On 05/22/2014 11:34 AM, Mark Brown wrote:
On Thu, May 22, 2014 at 09:51:38AM -0600, Stephen Warren wrote:
On 05/22/2014 03:17 AM, Tushar Behera wrote:
- if (!IS_ERR(max98090->mclk)) {
freq = clk_round_rate(max98090->mclk, freq);
clk_set_rate(max98090->mclk, freq);
- }
What are the intended semantics of set_sysclk()? sound/soc/tegra/tegra_wm98090.c assumes that set_sysclk() is a notification to the CODEC driver to tell it what rate the MCLK input is set to (the rate is set before calling set_sysclk), whereas the code above assumes that this function is to tell the CODEC to somehow configure its input clock to be a particular rate. I have a feeling the code above might fail on Tegra.
It's a bit of both. Since we've never had a generic clock API (and still don't really due to everything being a shambles) it's generally just a notification to the CODEC that it's at the specified rate, however if the CODEC knows about its dependencies it seems sensible for it to tell the clock API about what was asked. Ideally we want to remove all the ASoC specific clock control and use the clock API.
I think we should nail down exactly what set_sysclk() means. Since it takes an explicit MCLK clock rate (rather than e.g. sample rate) right now, surely it's a notification of what the clock /is/, not a request for the CODEC to set up its input clock. If we expect the CODEC to go to the clock driver and request an MCLK for itself (e.g. based on sample rate), surely that should happen from some function besides set_sysclk(), with different semantics e.g. hw_params().
I'm not convinced that the CODEC can trigger its input clock changes in general. In Tegra, there needs to be centralized clock management, e.g. to prevent one audio stream using a 44.1KHz-based rate and another using a 48KHz-based rate. That's because the main audio PLL can't generate both sets of frequencies at once. This can't be done in individual CODEC drivers, since they shouldn't know about the Tegra restrictions.

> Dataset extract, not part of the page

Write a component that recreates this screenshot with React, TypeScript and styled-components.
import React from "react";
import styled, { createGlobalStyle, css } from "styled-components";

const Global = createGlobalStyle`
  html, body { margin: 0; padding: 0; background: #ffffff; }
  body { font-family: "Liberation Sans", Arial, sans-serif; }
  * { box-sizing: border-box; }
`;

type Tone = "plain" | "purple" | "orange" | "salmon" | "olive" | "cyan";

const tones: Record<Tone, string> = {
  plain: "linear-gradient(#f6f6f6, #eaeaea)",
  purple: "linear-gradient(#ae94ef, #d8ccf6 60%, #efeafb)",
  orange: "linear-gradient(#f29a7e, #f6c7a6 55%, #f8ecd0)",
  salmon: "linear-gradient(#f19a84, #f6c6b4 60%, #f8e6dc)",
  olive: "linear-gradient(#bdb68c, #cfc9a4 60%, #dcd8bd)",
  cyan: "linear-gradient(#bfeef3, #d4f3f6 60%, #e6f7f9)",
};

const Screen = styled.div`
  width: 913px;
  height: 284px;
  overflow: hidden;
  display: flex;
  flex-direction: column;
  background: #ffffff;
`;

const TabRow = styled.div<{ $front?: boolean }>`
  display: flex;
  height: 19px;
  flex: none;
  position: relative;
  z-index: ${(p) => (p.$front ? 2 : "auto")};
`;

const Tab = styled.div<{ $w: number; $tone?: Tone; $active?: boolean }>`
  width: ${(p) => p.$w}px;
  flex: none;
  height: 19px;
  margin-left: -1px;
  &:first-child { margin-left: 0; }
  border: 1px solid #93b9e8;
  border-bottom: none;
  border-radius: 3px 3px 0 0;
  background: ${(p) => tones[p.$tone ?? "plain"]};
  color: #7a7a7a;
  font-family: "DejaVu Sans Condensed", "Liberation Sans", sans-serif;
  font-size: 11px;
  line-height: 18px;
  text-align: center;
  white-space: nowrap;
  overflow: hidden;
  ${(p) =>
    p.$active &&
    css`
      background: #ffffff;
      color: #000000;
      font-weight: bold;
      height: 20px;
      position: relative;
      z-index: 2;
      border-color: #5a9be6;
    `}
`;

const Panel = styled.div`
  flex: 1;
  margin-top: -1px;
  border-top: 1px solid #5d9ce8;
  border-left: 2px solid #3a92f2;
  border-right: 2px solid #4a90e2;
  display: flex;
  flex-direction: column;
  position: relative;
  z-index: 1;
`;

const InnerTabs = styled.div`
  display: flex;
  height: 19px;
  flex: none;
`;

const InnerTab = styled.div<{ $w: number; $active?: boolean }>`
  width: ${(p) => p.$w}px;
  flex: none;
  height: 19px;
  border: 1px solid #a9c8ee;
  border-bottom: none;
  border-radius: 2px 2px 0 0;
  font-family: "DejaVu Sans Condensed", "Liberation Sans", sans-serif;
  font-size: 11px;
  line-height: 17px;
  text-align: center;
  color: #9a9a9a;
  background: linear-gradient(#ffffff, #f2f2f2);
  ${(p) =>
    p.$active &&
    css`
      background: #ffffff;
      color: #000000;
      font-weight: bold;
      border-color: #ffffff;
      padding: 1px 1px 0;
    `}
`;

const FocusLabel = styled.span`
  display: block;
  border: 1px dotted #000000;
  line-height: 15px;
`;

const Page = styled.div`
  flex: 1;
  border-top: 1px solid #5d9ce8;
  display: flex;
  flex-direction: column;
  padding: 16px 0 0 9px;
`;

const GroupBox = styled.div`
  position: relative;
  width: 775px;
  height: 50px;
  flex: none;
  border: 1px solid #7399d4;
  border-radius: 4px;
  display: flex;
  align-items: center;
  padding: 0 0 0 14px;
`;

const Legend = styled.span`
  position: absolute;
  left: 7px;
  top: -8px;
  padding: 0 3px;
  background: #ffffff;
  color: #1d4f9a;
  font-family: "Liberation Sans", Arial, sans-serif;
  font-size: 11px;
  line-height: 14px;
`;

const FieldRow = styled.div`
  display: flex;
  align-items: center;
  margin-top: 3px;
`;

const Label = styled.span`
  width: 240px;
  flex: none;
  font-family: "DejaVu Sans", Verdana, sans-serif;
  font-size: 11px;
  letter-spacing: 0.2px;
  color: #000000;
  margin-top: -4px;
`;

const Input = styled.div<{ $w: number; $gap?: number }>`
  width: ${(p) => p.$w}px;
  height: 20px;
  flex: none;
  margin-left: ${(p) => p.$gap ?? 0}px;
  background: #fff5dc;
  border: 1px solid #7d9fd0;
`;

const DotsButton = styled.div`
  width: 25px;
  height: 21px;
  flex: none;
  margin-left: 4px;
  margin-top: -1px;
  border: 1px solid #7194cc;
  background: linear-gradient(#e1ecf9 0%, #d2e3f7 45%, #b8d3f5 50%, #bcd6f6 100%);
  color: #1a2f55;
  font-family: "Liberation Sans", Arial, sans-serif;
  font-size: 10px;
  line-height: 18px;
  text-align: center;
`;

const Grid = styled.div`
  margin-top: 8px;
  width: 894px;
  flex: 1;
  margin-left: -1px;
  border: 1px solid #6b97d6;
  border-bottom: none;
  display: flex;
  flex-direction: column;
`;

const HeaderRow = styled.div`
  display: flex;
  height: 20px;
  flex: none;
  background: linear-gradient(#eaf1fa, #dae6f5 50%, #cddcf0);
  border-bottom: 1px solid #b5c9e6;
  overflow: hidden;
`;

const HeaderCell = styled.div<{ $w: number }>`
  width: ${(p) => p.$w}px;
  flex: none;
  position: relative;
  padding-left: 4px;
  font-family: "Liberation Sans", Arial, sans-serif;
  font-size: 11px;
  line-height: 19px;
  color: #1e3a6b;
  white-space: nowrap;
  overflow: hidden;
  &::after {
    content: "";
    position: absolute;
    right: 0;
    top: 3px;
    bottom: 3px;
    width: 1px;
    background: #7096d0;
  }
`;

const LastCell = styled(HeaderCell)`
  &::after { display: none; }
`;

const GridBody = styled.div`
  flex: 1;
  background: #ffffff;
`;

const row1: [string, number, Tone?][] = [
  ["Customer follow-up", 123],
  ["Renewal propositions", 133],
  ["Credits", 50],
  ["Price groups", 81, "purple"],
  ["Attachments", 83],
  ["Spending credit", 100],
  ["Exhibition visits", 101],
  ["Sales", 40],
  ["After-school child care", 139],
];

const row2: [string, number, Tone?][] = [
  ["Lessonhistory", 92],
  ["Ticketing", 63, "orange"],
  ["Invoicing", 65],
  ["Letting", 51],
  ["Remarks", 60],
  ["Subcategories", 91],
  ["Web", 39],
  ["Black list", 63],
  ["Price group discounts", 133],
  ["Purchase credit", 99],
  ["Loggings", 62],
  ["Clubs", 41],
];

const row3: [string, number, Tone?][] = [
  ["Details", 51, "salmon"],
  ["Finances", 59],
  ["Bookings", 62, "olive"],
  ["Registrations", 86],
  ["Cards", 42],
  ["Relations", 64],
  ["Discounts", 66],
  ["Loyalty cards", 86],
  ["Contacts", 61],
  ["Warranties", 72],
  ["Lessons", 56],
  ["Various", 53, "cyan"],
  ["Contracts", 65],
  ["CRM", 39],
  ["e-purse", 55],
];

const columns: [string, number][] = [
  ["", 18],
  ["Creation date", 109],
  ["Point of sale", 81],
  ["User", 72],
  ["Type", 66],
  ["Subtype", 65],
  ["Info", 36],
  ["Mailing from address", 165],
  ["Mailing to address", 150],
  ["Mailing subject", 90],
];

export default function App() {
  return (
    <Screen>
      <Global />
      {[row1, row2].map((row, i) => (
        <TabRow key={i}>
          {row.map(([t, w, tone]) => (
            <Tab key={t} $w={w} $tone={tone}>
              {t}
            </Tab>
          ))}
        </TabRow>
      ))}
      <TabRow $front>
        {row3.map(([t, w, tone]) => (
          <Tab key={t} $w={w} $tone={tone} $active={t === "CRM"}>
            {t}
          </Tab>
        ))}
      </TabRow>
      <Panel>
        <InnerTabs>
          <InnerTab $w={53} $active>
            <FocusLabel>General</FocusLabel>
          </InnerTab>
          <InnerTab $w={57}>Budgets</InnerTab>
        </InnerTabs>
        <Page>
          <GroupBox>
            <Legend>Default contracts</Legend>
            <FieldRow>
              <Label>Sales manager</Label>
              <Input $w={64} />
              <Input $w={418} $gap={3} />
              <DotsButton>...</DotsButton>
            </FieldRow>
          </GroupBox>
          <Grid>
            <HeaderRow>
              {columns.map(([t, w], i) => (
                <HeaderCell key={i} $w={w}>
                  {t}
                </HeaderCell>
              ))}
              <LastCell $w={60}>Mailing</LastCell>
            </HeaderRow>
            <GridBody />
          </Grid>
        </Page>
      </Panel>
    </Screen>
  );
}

Doing it in the clock driver in response to the CODEC's request for a specific input clock, might work, but then the CODEC would have to call into the clk driver from e.g. hw_params() rather than set_sysclk(). If that's how it's supposed to work, then this patch is adding code in the wrong place. If set_sysclk() doesn't get removed from the CODEC API, then doing all this clock setup logic in the machine driver, as the tegra_wm89090.c machine driver does, seems to make the most sense for now.
The Tegra driver will presumably succeed unless someone does the appropriate clock hookup in DT, at which point clk_set_rate() for the rate the clock is already at really ought to succeed so things should continue to work.
Ah yes, if we don't add the clock to DT, this code won't do anything, so nothing will break.